Several San Francisco Bay area observers saw the apparition of the Burnham sunrise ray, which had been predicted for about 0230 UT on 14 May, 1997.
I myself first looked for the ray at 0230, from outside my residence in Palo Alto, California, with a 63 mm f/5.6 Brandon refractor at 142x, but did not see it. Sky conditions were not good -- the Sun was still up, there was thin, high cirrus, and the seeing was terrible. Also, the ray may not have started yet.

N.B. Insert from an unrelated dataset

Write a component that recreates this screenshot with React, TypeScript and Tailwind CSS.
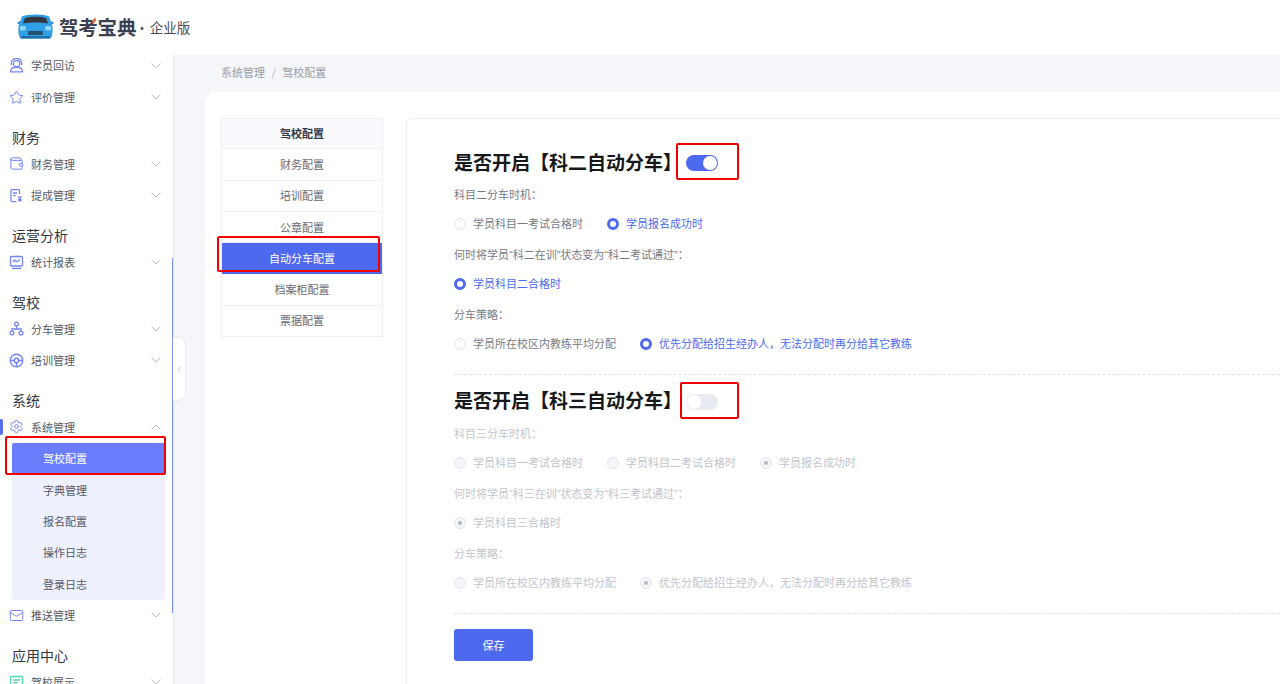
import { ChevronDown, ChevronUp, ChevronLeft, Star, Wallet, Settings, Mail } from "lucide-react";
import type { ReactNode } from "react";

const C = "#7485fb";

const IconUser = () => (
  <svg width="15" height="15" viewBox="0 0 15 15" fill="none" stroke={C} strokeWidth="1.3">
    <circle cx="7.5" cy="5.6" r="3.2" />
    <path d="M2.3 7V5.5a5.2 5.2 0 0 1 10.4 0V7" />
    <path d="M1.500 13.800c0-2.600 1.800-4.200 4-4.500h4c2.200.3 4 1.900 4 4.500z" />
  </svg>
);
const IconFile = () => (
  <svg width="15" height="15" viewBox="0 0 15 15" fill="none" stroke={C} strokeWidth="1.3">
    <path d="M10.500 6V2.600a1 1 0 0 0-1-1H3a1 1 0 0 0-1 1v10a1 1 0 0 0 1 1h4.500" />
    <path d="M4 5h4M4 7.600h2.500" />
    <path d="M9.300 8.300l1.600 1.900 1.600-1.900M10.900 10.200v3.400M9.200 11.300h3.400M9.200 12.600h3.400" />
  </svg>
);
const IconChart = () => (
  <svg width="15" height="15" viewBox="0 0 15 15" fill="none" stroke={C} strokeWidth="1.3">
    <rect x="1.500" y="1.500" width="12" height="9.500" rx="1" />
    <path d="M3.800 7l2-1.800 2.200 1.600 3-2.400" />
    <path d="M3 13.400h9" />
  </svg>
);
const IconTree = () => (
  <svg width="15" height="15" viewBox="0 0 15 15" fill="none" stroke={C} strokeWidth="1.3">
    <circle cx="7.500" cy="3" r="1.900" />
    <circle cx="2.900" cy="12" r="1.900" />
    <circle cx="12.100" cy="12" r="1.900" />
    <path d="M7.500 5v3M2.900 10V8h9.200v2" />
  </svg>
);
const IconWheel = () => (
  <svg width="15" height="15" viewBox="0 0 15 15" fill="none" stroke={C} strokeWidth="1.400">
    <circle cx="7.500" cy="7.500" r="6.300" />
    <circle cx="7.500" cy="7.500" r="2.200" />
    <path d="M1.200 7.500h3.800M10 7.500h3.800M7.500 10v3.800" />
  </svg>
);
const IconGreen = () => (
  <svg width="15" height="15" viewBox="0 0 15 15" fill="none" stroke="#56d8a8" strokeWidth="1.300">
    <rect x="1.500" y="1.500" width="12" height="12" rx="1" />
    <path d="M4.200 5h6.600M4.200 7.600h4.500M4.200 10.200h6.600" />
  </svg>
);

const Row = ({ icon, label, open }: { icon: ReactNode; label: string; open?: boolean }) => (
  <div className="relative flex h-[31.4px] shrink-0 items-center pl-[9px] pr-[9px] text-[11px] text-[#555a66]">
    <span className="flex w-[22px] shrink-0 items-center">{icon}</span>
    <span className="flex-1">{label}</span>
    {open ? (
      <ChevronUp size={16} strokeWidth={1.2} color="#a8abb8" />
    ) : (
      <ChevronDown size={16} strokeWidth={1.2} color="#a8abb8" />
    )}
  </div>
);

const Group = ({ title }: { title: string }) => (
  <div className="flex h-[35.4px] shrink-0 items-end pl-[12px] pb-[1px] text-[14px] leading-[20px] text-[#33363f]">{title}</div>
);

const Sub = ({ label, active }: { label: string; active?: boolean }) => (
  <div
    className={
      active
        ? "flex h-[31.4px] items-center rounded-t-[2px] bg-[#6a7dff] pl-[31px] text-[11px] text-white"
        : "flex h-[31.4px] items-center pl-[31px] text-[11px] text-[#555a66]"
    }
  >
    {label}
  </div>
);

const Radio = ({ label, on, off }: { label: string; on?: boolean; off?: boolean }) => {
  let dot = <span className="h-[12px] w-[12px] rounded-full border border-[#dfe2ea] bg-white" />;
  if (on && !off) {
    dot = <span className="h-[12px] w-[12px] rounded-full border-[3.5px] border-[#4d69ee] bg-white" />;
  } else if (off && on) {
    dot = (
      <span className="flex h-[12px] w-[12px] items-center justify-center rounded-full border border-[#e4e6ee] bg-[#f5f6fa]">
        <span className="h-[4px] w-[4px] rounded-full bg-[#b4b7c0]" />
      </span>
    );
  } else if (off) {
    dot = <span className="h-[12px] w-[12px] rounded-full border border-[#e4e6ee] bg-[#f5f6fa]" />;
  }
  const color = off ? "text-[#c2c5cc]" : on ? "text-[#4d69ee]" : "text-[#777b85]";
  return (
    <div className="mr-[24px] flex items-center">
      {dot}
      <span className={`ml-[7px] text-[11px] ${color}`}>{label}</span>
    </div>
  );
};

const Label = ({ children, off }: { children: ReactNode; off?: boolean }) => (
  <div className={`flex h-[31px] items-center pt-[2px] text-[11px] ${off ? "text-[#c2c5cc]" : "text-[#777b85]"}`}>
    <span>{children}</span>
  </div>
);
const RadioRow = ({ children }: { children: ReactNode }) => <div className="flex h-[29px] items-center">{children}</div>;

const Q = ({ c }: { c: string }) => <span style={{ fontFamily: '"Liberation Sans", sans-serif' }}>{c}</span>;

const Heading = ({ text, on, boxClass, hClass }: { text: string; on?: boolean; boxClass: string; hClass: string }) => (
  <div className={`relative flex items-center ${hClass}`}>
    <span className="w-[232px] text-[19px] font-bold text-[#17181c]">{text}</span>
    {on ? (
      <span className="relative top-[1px] flex h-[16px] w-[32px] items-center justify-end rounded-full bg-[#4d69ee] pr-[1px]">
        <span className="h-[14px] w-[14px] rounded-full bg-white" />
      </span>
    ) : (
      <span className="relative top-[1px] flex h-[16px] w-[32px] items-center rounded-full bg-[#e9ebf2] pl-[1px]">
        <span className="h-[14px] w-[14px] rounded-full bg-white" />
      </span>
    )}
    <span className={`absolute rounded-[2px] border-2 border-[#f00000] ${boxClass}`} />
  </div>
);

const leftMenu = ["财务配置", "培训配置", "公章配置", "自动分车配置", "档案柜配置", "票据配置"];

export default function App() {
  return (
    <div
      className="flex h-[684px] w-[1280px] flex-col overflow-hidden bg-[#f5f6fa]"
      style={{ fontFamily: '"Noto Sans CJK SC", "Noto Sans", sans-serif' }}
    >
      <header className="relative z-10 flex h-[55px] shrink-0 items-center bg-white pl-[17px] pb-[1px]">
        <svg width="37" height="26" viewBox="0 0 37 26" className="mb-[2px]">
          <path d="M0 9.500l5-2 1 3-5 .5z" fill="#2a86c8" />
          <path d="M37 9.500l-5-2-1 3 5 .5z" fill="#2a86c8" />
          <path d="M5 3.500C10 .8 27 .8 32 3.500l3 8c1 3 1 9-.5 12.500-.4 1-1 1.500-2 1.500h-28c-1 0-1.600-.5-2-1.500C1 20.500 1 14.500 2 11.500z" fill="#2f9fe8" />
          <path d="M8 5c5-1.600 16-1.600 21 0l2 5.500c-7-1.400-18-1.400-25 0z" fill="#33363f" />
          <rect x="2.800" y="13" width="6" height="4.500" rx="1.500" fill="#8fd6f7" />
          <rect x="28.200" y="13" width="6" height="4.500" rx="1.500" fill="#8fd6f7" />
          <rect x="11" y="18" width="15" height="4" rx="1" fill="#24506f" />
          <rect x="4" y="23" width="29" height="2.500" rx="1" fill="#1f6fa8" />
        </svg>
        <span className="relative ml-[5px] text-[19.5px] font-bold tracking-[-0.2px] text-[#3a3f51]">
          驾考宝典
          <span className="absolute left-[34px] top-[6px] h-[6px] w-[2px] rotate-[25deg] bg-[#ef6a3a]" />
        </span>
        <span className="ml-[-1px] text-[13.5px] text-[#4a4e5c]">·</span>
        <span className="ml-[1px] text-[13.5px] text-[#4a4e5c]">企业版</span>
      </header>

      <div className="flex min-h-0 flex-1">
        <aside className="relative z-10 w-[174px] shrink-0 border-r border-[#e8eaf2] bg-white">
          <div className="-mt-[5px] flex h-[634px] flex-col overflow-hidden">
            <Row icon={<IconUser />} label="学员回访" />
            <Row icon={<Star size={15} strokeWidth={1.6} color={C} />} label="评价管理" />
            <Group title="财务" />
            <Row icon={<Wallet size={15} strokeWidth={1.6} color={C} />} label="财务管理" />
            <Row icon={<IconFile />} label="提成管理" />
            <Group title="运营分析" />
            <Row icon={<IconChart />} label="统计报表" />
            <Group title="驾校" />
            <Row icon={<IconTree />} label="分车管理" />
            <Row icon={<IconWheel />} label="培训管理" />
            <Group title="系统" />
            <Row icon={<Settings size={15} strokeWidth={1.6} color={C} />} label="系统管理" open />
            <div className="ml-[12px] w-[153px] shrink-0 rounded-[3px] bg-[#eef0fd]">
              <Sub label="驾校配置" active />
              <Sub label="字典管理" />
              <Sub label="报名配置" />
              <Sub label="操作日志" />
              <Sub label="登录日志" />
            </div>
            <Row icon={<Mail size={15} strokeWidth={1.6} color={C} />} label="推送管理" />
            <Group title="应用中心" />
            <Row icon={<IconGreen />} label="驾校展示" />
          </div>
          <span className="absolute left-0 top-[364px] h-[16px] w-[3px] rounded-r-[2px] bg-[#5a6ff0]" />
          <span className="absolute left-[5px] top-[381px] h-[39px] w-[161px] rounded-[2px] border-2 border-[#f00000]" />
          <span className="absolute right-0 top-[203px] h-[355px] w-[1px] bg-[#7f8ffb]" />
          <span className="absolute left-[173px] top-[282px] flex h-[64px] w-[13px] items-center justify-center rounded-r-[8px] border border-l-0 border-[#eceef4] bg-white">
            <ChevronLeft size={11} strokeWidth={1.2} color="#a8abb8" />
          </span>
        </aside>

        <main className="min-w-0 flex-1 pl-[31px]">
          <div className="flex h-[37px] items-center pb-[2px] pl-[16px] text-[11px] text-[#9a9da6]">
            <span>系统管理</span>
            <span className="mx-[6.500px] text-[#b5b8c0]">/</span>
            <span>驾校配置</span>
          </div>
          <div className="flex h-[592px] rounded-tl-[10px] bg-white pl-[16px] pt-[26px]">
            <nav className="h-[219px] w-[162px] shrink-0 border-x border-b border-[#eef0f6] text-[11px]">
              <div className="flex h-[31.4px] items-center justify-center border-y border-[#eef0f6] bg-[#f9fafe] font-bold text-[#33384a]">
                驾校配置
              </div>
              {leftMenu.map((m) =>
                m === "自动分车配置" ? (
                  <div key={m} className="flex h-[31.4px] items-center justify-center bg-[#4d69ee] text-white">
                    {m}
                  </div>
                ) : (
                  <div key={m} className="flex h-[31.2px] items-center justify-center border-b border-[#eef0f6] text-[#666a74]">
                    {m}
                  </div>
                ),
              )}
            </nav>
            <span className="absolute left-[217px] top-[236px] h-[36px] w-[163px] rounded-[2px] border-2 border-[#f00000]" />

            <section className="ml-[23px] flex-1 rounded-tl-[6px] border-l border-t border-[#eef0f6] pl-[47px] pt-[27px]">
              <Heading text="是否开启【科二自动分车】" on hClass="h-[32px]" boxClass="left-[222px] -top-[3px] h-[37px] w-[63px]" />
              <Label>科目二分车时机：</Label>
              <RadioRow>
                <Radio label="学员科目一考试合格时" />
                <Radio label="学员报名成功时" on />
              </RadioRow>
              <Label>
                何时将学员<Q c="“" />科二在训<Q c="”" />状态变为<Q c="“" />科二考试通过<Q c="”" />：
              </Label>
              <RadioRow>
                <Radio label="学员科目二合格时" on />
              </RadioRow>
              <Label>分车策略：</Label>
              <RadioRow>
                <Radio label="学员所在校区内教练平均分配" />
                <Radio label="优先分配给招生经办人，无法分配时再分给其它教练" on />
              </RadioRow>
              <div className="mt-[16px] border-t border-dashed border-[#dfe2e8]" />
              <div className="mt-[9px]">
                <Heading text="是否开启【科三自动分车】" hClass="h-[33px]" boxClass="left-[226px] -top-[2px] h-[37px] w-[59px]" />
              </div>
              <Label off>科目三分车时机：</Label>
              <RadioRow>
                <Radio label="学员科目一考试合格时" off />
                <Radio label="学员科目二考试合格时" off />
                <Radio label="学员报名成功时" off on />
              </RadioRow>
              <Label off>
                何时将学员<Q c="“" />科三在训<Q c="”" />状态变为<Q c="“" />科三考试通过<Q c="”" />：
              </Label>
              <RadioRow>
                <Radio label="学员科目三合格时" off on />
              </RadioRow>
              <Label off>分车策略：</Label>
              <RadioRow>
                <Radio label="学员所在校区内教练平均分配" off />
                <Radio label="优先分配给招生经办人，无法分配时再分给其它教练" off on />
              </RadioRow>
              <div className="mt-[16px] border-t border-dashed border-[#dfe2e8]" />
              <button className="mt-[15px] flex h-[32px] w-[79px] items-center justify-center rounded-[3px] bg-[#4d69ee] text-[11px] text-white">
                保存
              </button>
            </section>
          </div>
        </main>
      </div>
    </div>
  );
}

Later in the evening, I joined a scheduled "close-in" star party in the hills of the San Francisco Peninsula that overlook Palo Alto. At 0430 UT, the apparition was still in progress, and very pretty through several instruments: We could see the ray easily in a 6-inch f/8 Cave Astrola at 75x, in a 70 mm Tele Vue Pronto at 98x, and in an 8-inch Celestron Ultima 2000 at 267x. By that time the walls of Burnham and much of the high terrain a little to the (Selenographic) west were illuminated by direct sunlight, but the low plain immediately to the west was still in shadow, and the ray lay across it, clearly visible as a fine streak of light, looking almost luminous.

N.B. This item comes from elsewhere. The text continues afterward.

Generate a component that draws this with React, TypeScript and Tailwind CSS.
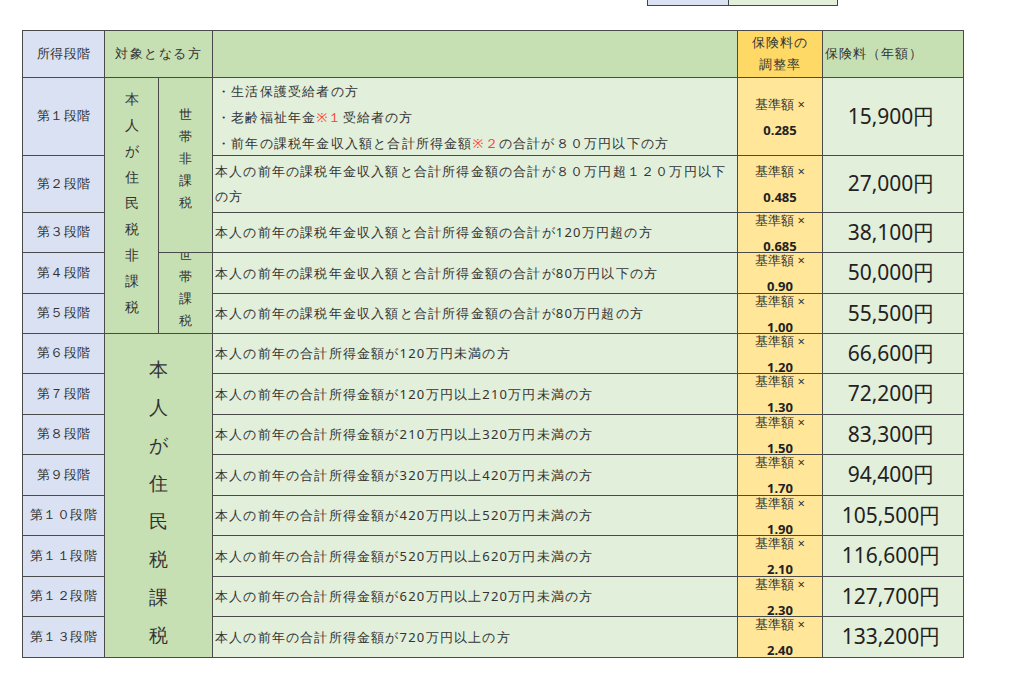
import React from 'react';

const stages = ['第１段階', '第２段階', '第３段階', '第４段階', '第５段階', '第６段階', '第７段階', '第８段階', '第９段階', '第１０段階', '第１１段階', '第１２段階', '第１３段階'];
const rates = ['0.285', '0.485', '0.685', '0.90', '1.00', '1.20', '1.30', '1.50', '1.70', '1.90', '2.10', '2.30', '2.40'];
const fees = ['15,900円', '27,000円', '38,100円', '50,000円', '55,500円', '66,600円', '72,200円', '83,300円', '94,400円', '105,500円', '116,600円', '127,700円', '133,200円'];
const descs = [
  '',
  '本人の前年の課税年金収入額と合計所得金額の合計が８０万円超１２０万円以下の方',
  '本人の前年の課税年金収入額と合計所得金額の合計が120万円超の方',
  '本人の前年の課税年金収入額と合計所得金額の合計が80万円以下の方',
  '本人の前年の課税年金収入額と合計所得金額の合計が80万円超の方',
  '本人の前年の合計所得金額が120万円未満の方',
  '本人の前年の合計所得金額が120万円以上210万円未満の方',
  '本人の前年の合計所得金額が210万円以上320万円未満の方',
  '本人の前年の合計所得金額が320万円以上420万円未満の方',
  '本人の前年の合計所得金額が420万円以上520万円未満の方',
  '本人の前年の合計所得金額が520万円以上620万円未満の方',
  '本人の前年の合計所得金額が620万円以上720万円未満の方',
  '本人の前年の合計所得金額が720万円以上の方',
];

const Vertical = ({ text, className }: { text: string; className: string }) => (
  <div className={`flex flex-col items-center ${className}`}>
    {text.split('').map((c, i) => (
      <span key={i}>{c}</span>
    ))}
  </div>
);

export default function App() {
  return (
    <div className="relative w-[1020px] h-[690px] bg-white text-[#333] font-['Noto_Sans_CJK_JP',sans-serif] overflow-hidden">
      {/* fragment of the table above */}
      <div className="absolute left-[647px] top-[-10px] flex h-[16px] border border-[#444]">
        <div className="w-[81px] bg-[#d9e1f2] border-r border-[#444]" />
        <div className="w-[108px] bg-[#e2efda]" />
      </div>

      <div className="absolute left-[22px] top-[30px] grid grid-cols-[81px_53px_53px_524px_84px_140px] grid-rows-[46px_77px_56px_39px_40px_39px_39px_40px_39px_40px_39px_40px_39px_40px] gap-px bg-[#4a4a4a] border border-[#4a4a4a] text-[12.5px]">
        {/* header */}
        <div className="bg-[#d9e1f2] flex items-center justify-center tracking-[0.5px]">所得段階</div>
        <div className="col-span-2 bg-[#c6e0b4] flex items-center pl-[10px] tracking-[1.5px]">対象となる方</div>
        <div className="bg-[#c6e0b4]" />
        <div className="bg-[#ffd966] flex flex-col items-center justify-center leading-[22px] tracking-[1px]">
          <span>保険料の</span>
          <span>調整率</span>
        </div>
        <div className="bg-[#c6e0b4] flex items-center pl-[2px] tracking-[1px]">保険料（年額）</div>

        {/* stage column */}
        {stages.map((s, i) => (
          <div key={'s' + i} className="bg-[#d9e1f2] flex items-center justify-center tracking-[0.5px]" style={{ gridColumn: 1, gridRow: i + 2 }}>
            {s}
          </div>
        ))}

        {/* target columns */}
        <div className="bg-[#c6e0b4] flex justify-center pt-[8px] leading-[26px] text-[13.5px]" style={{ gridColumn: 2, gridRow: '2 / 7' }}>
          <Vertical text="本人が住民税非課税" className="" />
        </div>
        <div className="bg-[#c6e0b4] flex justify-center pt-[25px] leading-[22px] text-[13px]" style={{ gridColumn: 3, gridRow: '2 / 5' }}>
          <Vertical text="世帯非課税" className="" />
        </div>
        <div className="bg-[#c6e0b4] flex justify-center items-start overflow-hidden leading-[22px] text-[13px]" style={{ gridColumn: 3, gridRow: '5 / 7' }}>
          <Vertical text="世帯課税" className="mt-[-10px]" />
        </div>
        <div className="bg-[#c6e0b4] flex justify-center pt-[16px] leading-[38px] text-[19px]" style={{ gridColumn: '2 / 4', gridRow: '7 / 15' }}>
          <Vertical text="本人が住民税課税" className="" />
        </div>

        {/* descriptions */}
        <div className="bg-[#e2efda] flex flex-col justify-center pl-[4px] leading-[26px] tracking-[1.2px] text-[13px]" style={{ gridColumn: 4, gridRow: 2 }}>
          <span>・生活保護受給者の方</span>
          <span>・老齢福祉年金<span className="text-[#ff3b3b]">※１</span>受給者の方</span>
          <span>・前年の課税年金収入額と合計所得金額<span className="text-[#ff3b3b]">※２</span>の合計が８０万円以下の方</span>
        </div>
        {descs.slice(1).map((d, i) => (
          <div key={'d' + i} className="bg-[#e2efda] flex items-center px-[2px] leading-[25px] tracking-[1.2px] text-[13px]" style={{ gridColumn: 4, gridRow: i + 3 }}>
            {d}
          </div>
        ))}

        {/* rates */}
        {rates.map((r, i) => (
          <div key={'r' + i} className="bg-[#ffe699] flex flex-col items-center justify-center overflow-hidden leading-[26px] text-[13px]" style={{ gridColumn: 5, gridRow: i + 2 }}>
            <span>基準額 ×</span>
            <span className="font-['Liberation_Sans',sans-serif] font-bold text-[13px] text-[#222]">{r}</span>
          </div>
        ))}

        {/* fees */}
        {fees.map((f, i) => (
          <div key={'f' + i} className="bg-[#e2efda] flex items-center justify-center pr-[4px] text-[21px] text-[#222]" style={{ gridColumn: 6, gridRow: i + 2 }}>
            {f}
          </div>
        ))}
      </div>
    </div>
  );
}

A couple of the observers present were confused about exactly where the ray was: Being familiar with the brighter and easier Hesiodus sunrise ray, they were expecting a ray that trailed from a crater wall *into* a crater. But the Burnham ray lies outside the walls of Burnham, between the crater and the terminator.
Not much happens on the Moon, but low sun-elevation rays such as these are fun to chase down and look at.